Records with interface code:
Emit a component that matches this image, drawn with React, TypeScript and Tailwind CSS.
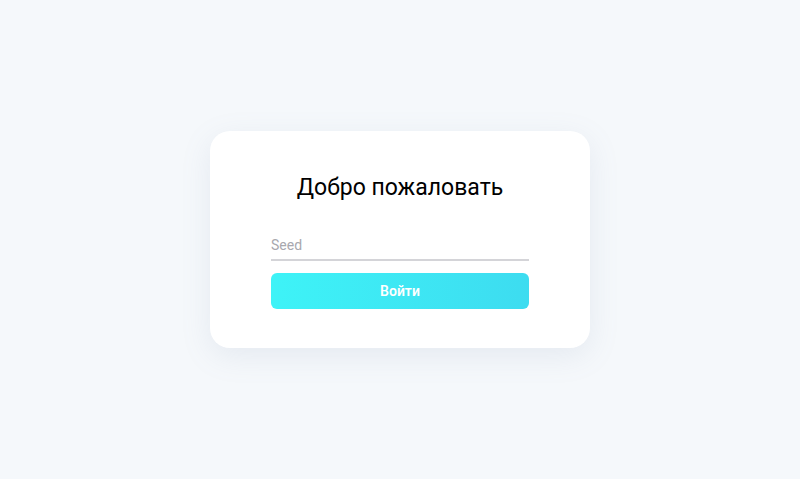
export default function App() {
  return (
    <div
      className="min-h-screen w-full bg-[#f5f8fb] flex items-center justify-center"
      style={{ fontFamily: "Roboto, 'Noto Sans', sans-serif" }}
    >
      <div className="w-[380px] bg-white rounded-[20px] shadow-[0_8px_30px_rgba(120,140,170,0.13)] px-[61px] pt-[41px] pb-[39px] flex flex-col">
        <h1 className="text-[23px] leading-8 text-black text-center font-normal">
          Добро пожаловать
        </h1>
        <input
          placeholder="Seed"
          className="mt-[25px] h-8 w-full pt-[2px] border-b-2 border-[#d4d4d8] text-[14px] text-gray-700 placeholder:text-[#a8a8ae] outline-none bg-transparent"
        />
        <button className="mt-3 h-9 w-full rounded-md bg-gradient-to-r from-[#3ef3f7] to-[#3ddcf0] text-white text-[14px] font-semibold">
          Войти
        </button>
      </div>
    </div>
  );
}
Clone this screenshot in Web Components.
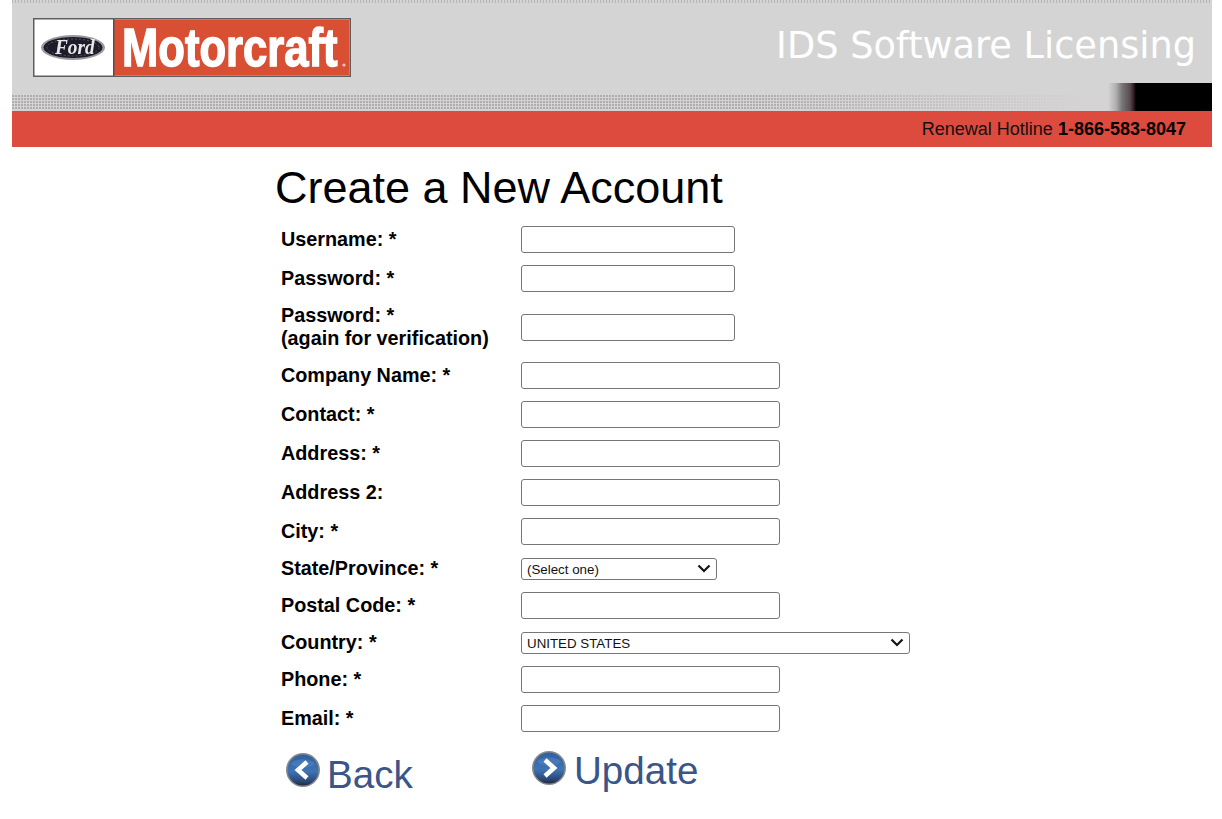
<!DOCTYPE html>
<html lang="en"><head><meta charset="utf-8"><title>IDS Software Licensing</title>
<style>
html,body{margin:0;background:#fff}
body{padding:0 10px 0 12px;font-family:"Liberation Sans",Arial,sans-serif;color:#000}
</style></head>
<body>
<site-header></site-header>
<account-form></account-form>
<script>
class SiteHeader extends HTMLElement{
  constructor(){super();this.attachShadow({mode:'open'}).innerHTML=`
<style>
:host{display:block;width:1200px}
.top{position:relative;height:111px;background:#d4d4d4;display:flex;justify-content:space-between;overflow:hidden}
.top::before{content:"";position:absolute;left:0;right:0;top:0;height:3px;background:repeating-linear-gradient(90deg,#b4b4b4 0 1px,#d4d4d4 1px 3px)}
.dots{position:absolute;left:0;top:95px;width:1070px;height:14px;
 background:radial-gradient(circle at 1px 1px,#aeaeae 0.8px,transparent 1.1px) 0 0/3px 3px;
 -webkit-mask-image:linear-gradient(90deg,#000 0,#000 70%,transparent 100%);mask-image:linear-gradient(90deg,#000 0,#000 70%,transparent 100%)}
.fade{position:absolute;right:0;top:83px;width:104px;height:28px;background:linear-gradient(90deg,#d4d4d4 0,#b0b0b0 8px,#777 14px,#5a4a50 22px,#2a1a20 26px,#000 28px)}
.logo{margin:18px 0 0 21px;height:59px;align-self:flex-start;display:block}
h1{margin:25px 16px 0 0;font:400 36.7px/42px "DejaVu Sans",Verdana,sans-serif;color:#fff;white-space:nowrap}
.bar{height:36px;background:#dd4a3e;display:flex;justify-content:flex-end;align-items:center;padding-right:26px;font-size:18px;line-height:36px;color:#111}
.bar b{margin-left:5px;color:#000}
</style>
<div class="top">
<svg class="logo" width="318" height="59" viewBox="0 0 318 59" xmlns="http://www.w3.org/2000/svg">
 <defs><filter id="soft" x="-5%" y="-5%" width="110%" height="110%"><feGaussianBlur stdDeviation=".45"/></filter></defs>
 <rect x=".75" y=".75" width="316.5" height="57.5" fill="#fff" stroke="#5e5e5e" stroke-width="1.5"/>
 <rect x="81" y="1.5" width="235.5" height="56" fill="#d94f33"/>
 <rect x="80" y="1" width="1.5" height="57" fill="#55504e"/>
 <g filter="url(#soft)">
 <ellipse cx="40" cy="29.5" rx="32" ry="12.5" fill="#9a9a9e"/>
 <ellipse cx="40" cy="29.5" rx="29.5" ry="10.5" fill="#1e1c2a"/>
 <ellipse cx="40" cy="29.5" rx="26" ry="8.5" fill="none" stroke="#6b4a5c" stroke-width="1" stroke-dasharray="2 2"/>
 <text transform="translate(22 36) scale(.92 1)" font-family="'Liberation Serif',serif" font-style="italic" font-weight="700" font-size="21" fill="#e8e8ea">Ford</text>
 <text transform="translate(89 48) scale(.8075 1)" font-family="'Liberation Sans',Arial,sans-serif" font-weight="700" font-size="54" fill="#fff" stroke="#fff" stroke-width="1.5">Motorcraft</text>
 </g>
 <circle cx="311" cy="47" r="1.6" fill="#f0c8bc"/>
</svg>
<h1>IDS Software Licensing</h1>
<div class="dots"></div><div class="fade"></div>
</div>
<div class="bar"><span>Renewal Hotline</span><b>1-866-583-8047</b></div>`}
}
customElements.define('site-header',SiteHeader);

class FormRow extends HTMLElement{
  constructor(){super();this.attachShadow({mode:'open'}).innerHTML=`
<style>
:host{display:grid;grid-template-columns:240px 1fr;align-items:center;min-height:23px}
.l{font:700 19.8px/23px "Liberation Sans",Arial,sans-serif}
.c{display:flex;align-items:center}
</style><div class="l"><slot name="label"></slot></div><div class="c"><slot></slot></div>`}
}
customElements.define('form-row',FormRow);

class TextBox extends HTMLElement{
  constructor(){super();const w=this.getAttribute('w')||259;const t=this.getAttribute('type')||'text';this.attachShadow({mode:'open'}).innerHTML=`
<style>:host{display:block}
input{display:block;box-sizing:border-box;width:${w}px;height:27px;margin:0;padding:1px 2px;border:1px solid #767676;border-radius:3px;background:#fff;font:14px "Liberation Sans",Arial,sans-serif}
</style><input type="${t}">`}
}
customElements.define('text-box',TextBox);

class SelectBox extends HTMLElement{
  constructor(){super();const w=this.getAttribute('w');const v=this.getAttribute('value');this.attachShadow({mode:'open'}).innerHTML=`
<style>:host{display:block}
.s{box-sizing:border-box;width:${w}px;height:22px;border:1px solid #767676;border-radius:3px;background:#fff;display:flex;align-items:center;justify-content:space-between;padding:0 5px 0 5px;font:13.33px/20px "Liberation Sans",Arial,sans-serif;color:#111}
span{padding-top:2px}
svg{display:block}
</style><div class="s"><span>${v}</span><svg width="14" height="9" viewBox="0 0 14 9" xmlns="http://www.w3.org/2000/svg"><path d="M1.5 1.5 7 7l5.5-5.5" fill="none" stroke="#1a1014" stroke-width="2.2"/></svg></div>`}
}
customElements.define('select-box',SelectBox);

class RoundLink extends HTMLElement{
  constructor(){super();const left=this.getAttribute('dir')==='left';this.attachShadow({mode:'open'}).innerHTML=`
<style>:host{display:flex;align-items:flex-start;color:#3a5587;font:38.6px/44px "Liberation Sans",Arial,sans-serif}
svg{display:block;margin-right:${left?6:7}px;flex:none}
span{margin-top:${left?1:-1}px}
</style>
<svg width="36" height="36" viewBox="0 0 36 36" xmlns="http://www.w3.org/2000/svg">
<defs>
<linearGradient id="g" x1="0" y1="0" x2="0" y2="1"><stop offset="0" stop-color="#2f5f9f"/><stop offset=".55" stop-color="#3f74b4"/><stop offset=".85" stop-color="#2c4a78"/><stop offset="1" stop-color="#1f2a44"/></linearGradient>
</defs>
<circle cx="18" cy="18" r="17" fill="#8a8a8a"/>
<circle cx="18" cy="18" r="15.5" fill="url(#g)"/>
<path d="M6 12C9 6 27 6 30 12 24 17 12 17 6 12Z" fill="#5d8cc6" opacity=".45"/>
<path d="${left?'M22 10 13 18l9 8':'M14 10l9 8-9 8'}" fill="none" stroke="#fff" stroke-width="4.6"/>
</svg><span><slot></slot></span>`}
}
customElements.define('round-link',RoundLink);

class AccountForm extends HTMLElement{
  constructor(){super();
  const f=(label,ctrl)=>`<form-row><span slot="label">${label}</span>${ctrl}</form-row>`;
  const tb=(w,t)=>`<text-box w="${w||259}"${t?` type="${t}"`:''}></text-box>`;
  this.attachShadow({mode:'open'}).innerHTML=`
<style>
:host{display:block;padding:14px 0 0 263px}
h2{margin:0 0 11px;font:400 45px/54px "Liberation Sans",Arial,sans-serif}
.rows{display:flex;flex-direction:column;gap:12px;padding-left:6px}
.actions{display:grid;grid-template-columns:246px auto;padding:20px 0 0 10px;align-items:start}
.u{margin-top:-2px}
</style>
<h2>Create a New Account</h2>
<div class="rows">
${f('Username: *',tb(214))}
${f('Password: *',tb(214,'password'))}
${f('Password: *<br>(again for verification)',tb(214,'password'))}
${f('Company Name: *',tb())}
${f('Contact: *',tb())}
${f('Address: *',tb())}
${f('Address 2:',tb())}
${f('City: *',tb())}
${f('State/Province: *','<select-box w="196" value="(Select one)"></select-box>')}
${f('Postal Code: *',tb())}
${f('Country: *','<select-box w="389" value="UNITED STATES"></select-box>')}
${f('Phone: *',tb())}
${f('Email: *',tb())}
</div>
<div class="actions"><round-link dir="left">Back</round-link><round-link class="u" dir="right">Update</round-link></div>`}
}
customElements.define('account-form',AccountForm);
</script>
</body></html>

[AIM]
Report how many lines of the listing hold the string "image", giving only the number.

[WRITTEN REPLY]
2